Quoique le panégyriste eût déjà ébauché deux fois l'éloge de M. d'Alembert, il n'a pas craint de se répéter en un sujet où il se complaisoit si fort, & s'est donné carriere pendant plus d'une heure. Il a très-noblement traité l'anecdote de sa naissance ; il a observé que les grands hommes n'avoient pas besoin d'aïeux pour être illustres, ni de postérité pour perpétuer leur mémoire immortalisée par leurs ouvrages. A l'égard de ceux-ci, il s'est étendu principalement, ainsi que l'exigeoit la circonstance sur les scientifiques. Il a cependant encore trop exalté en M. d'Alembert l'homme de lettres. En faisant un éloge pompeux du discours préliminaire de l'Encyclopédie, il n'a pas dissimulé la part qu'y avoit M. Diderot, & a osé le louer, quoiqu'il ne soit d'aucune académie. En définissant assez bien le caractere des éloges d'académiciens françois composés par son héros, il a eu l'adresse de les présenter sous un point de vue avantageux, & de les priser beaucoup plus qu'ils ne le méritent réellement.
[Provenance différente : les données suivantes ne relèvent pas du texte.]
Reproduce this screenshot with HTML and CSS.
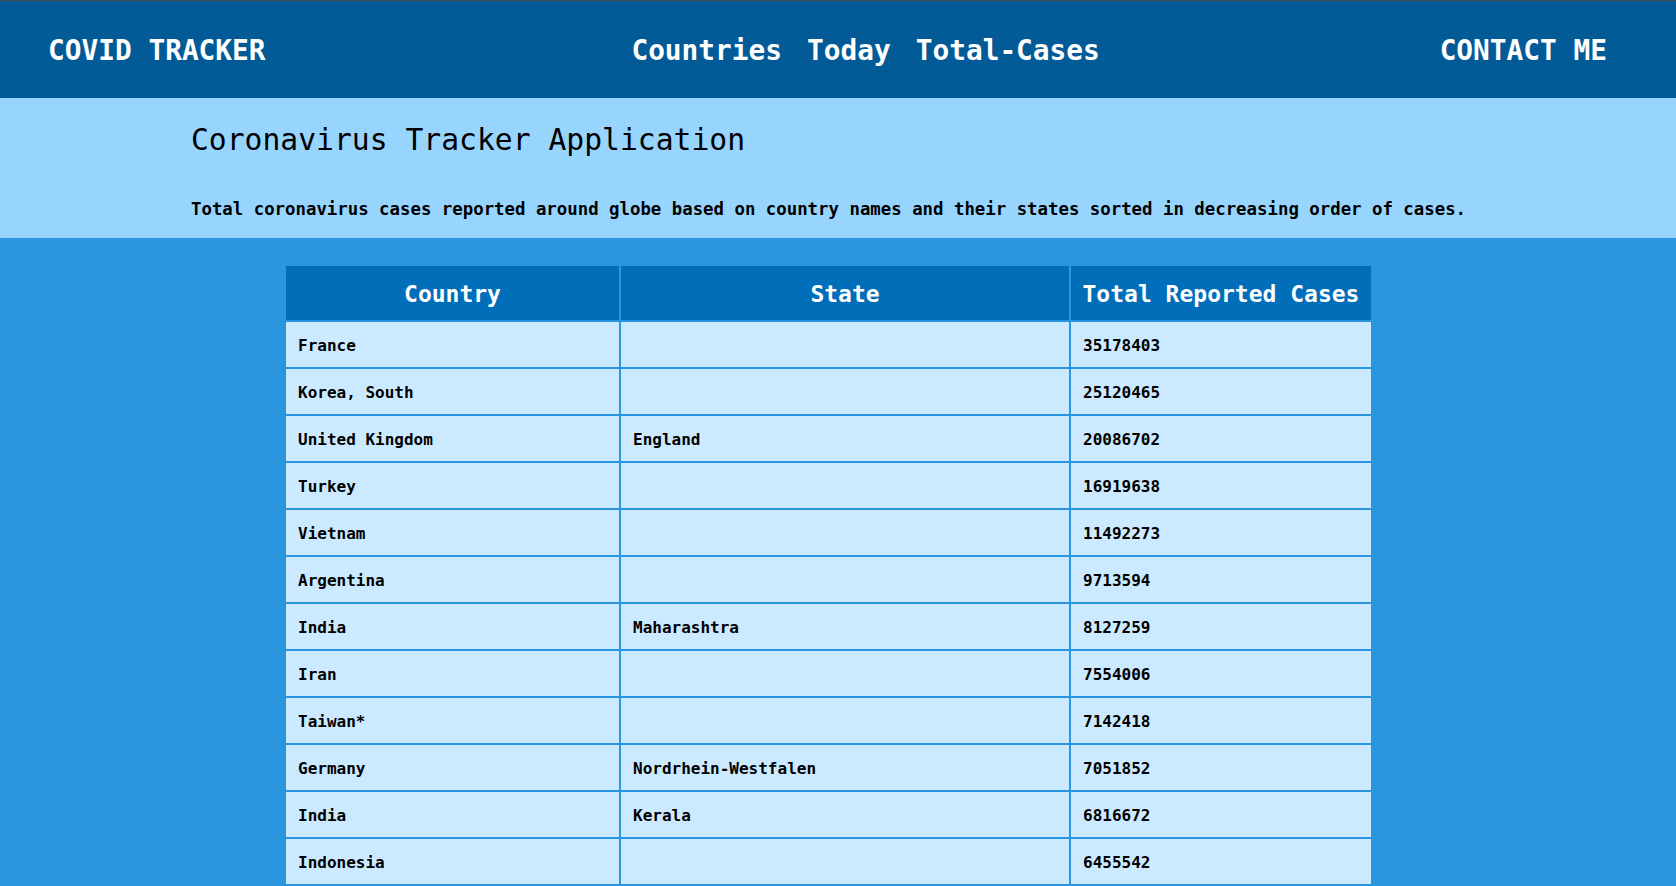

Il n'a pas dissimulé les défauts personnels de M. d'Alembert ; il est convenu qu'il étoit aigre dans la dispute, dénigrant, exclusif ; mais il a encore adouci cet aveu, en disant que c'étoit en lui vivacité, franchise & zele. Cette tournure [248] de l'amitié fait d'autant plus d'honneur au panégyriste, qu'il essuyoit souvent des bourrasques de l'humeur de son maître, sur-tout durant les derniers mois de sa maladie, lorsqu'il l'accompagnoit aux Tuileries, & portoit le bourrelet pour asseoir moins douloureusement le philosophe souffrant ; car la vénération de l'illustre éleve le portoit jusqu'à lui rendre ce petit service.

On a cru que la tête de M. d'Alembert s'étoit affoiblie sur la fin ; on s'est trompé : il ne pouvoit plus s'occuper des hautes méditations qui l'avoient toujours agité ; mais il se livroit à la littérature ; il aimoit à en entendre parler dans son lit de mort, & il s'est endormi avec ces idées agréables.

M. de Condorcet n'a pas osé aller plus loin & s'étendre sur l'anecdote de l'enterrement, qui auroit nécessité de sa part une sortie trop vigoureuse contre les prêtres.